Cafe Naz was another point of interest. I stopped and listened to an interview with the owner about his thriving restaurant whilst looking at the building site which is what remains of Cafe Naz. With a walking tour this dislocation does not happen as the guide can change his story to suit reality but with an audio tour, whose narrative is fixed in time, this must be quite common. The narrator talked about the process of change and so this was, to an extent not as jarring as it might otherwise be. It does strike me, however, that this must be a major drawback for most audio tours: their limited life span.  



I then came to the end of Brick Lane and heard about the main local bank that is used to transfer money back to Bangladesh, particularly to the Syhlet region, where the majority of the Bangladeshis who have settled in the area were said to have first come from.
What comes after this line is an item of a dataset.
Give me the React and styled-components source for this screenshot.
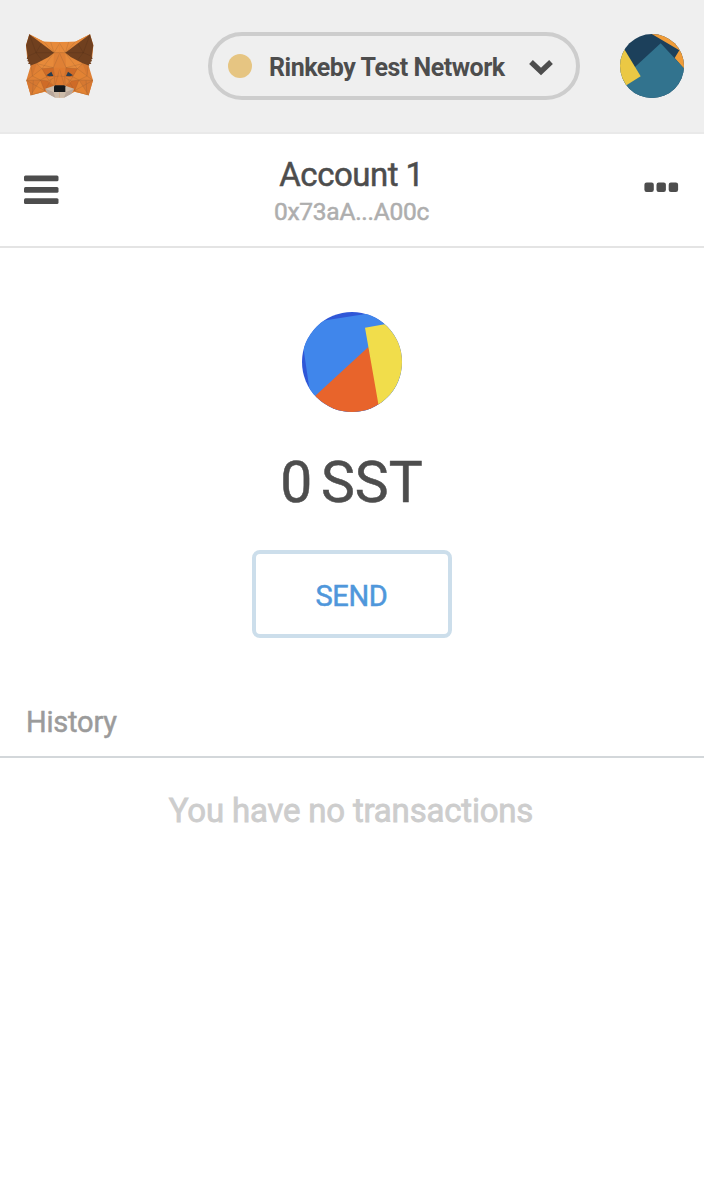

I also heard how this has created not just a pocket of Syhlet in London but also a reciprocal pocket of London in Syhlet as people have taken back things they have learned to like here, such as marmite. 



The tour concluded on Whitechapel High Street, close to Aldgate East tube. My overall impression was rather positive: it was intelligent and skilfully put together. This form of immersive audio tour has the effect of taking you properly into the tour, but this in turn can have the effect of removing you somewhat from the place. It was not so long a tour, about an hour in length, so it did not feel like an imposition but rather it gave a condensed impression of the Brick Lane and its life, both past and present. The contrast between this and The Walk The Line Tour is great and goes to show what can be done with a bit of effort.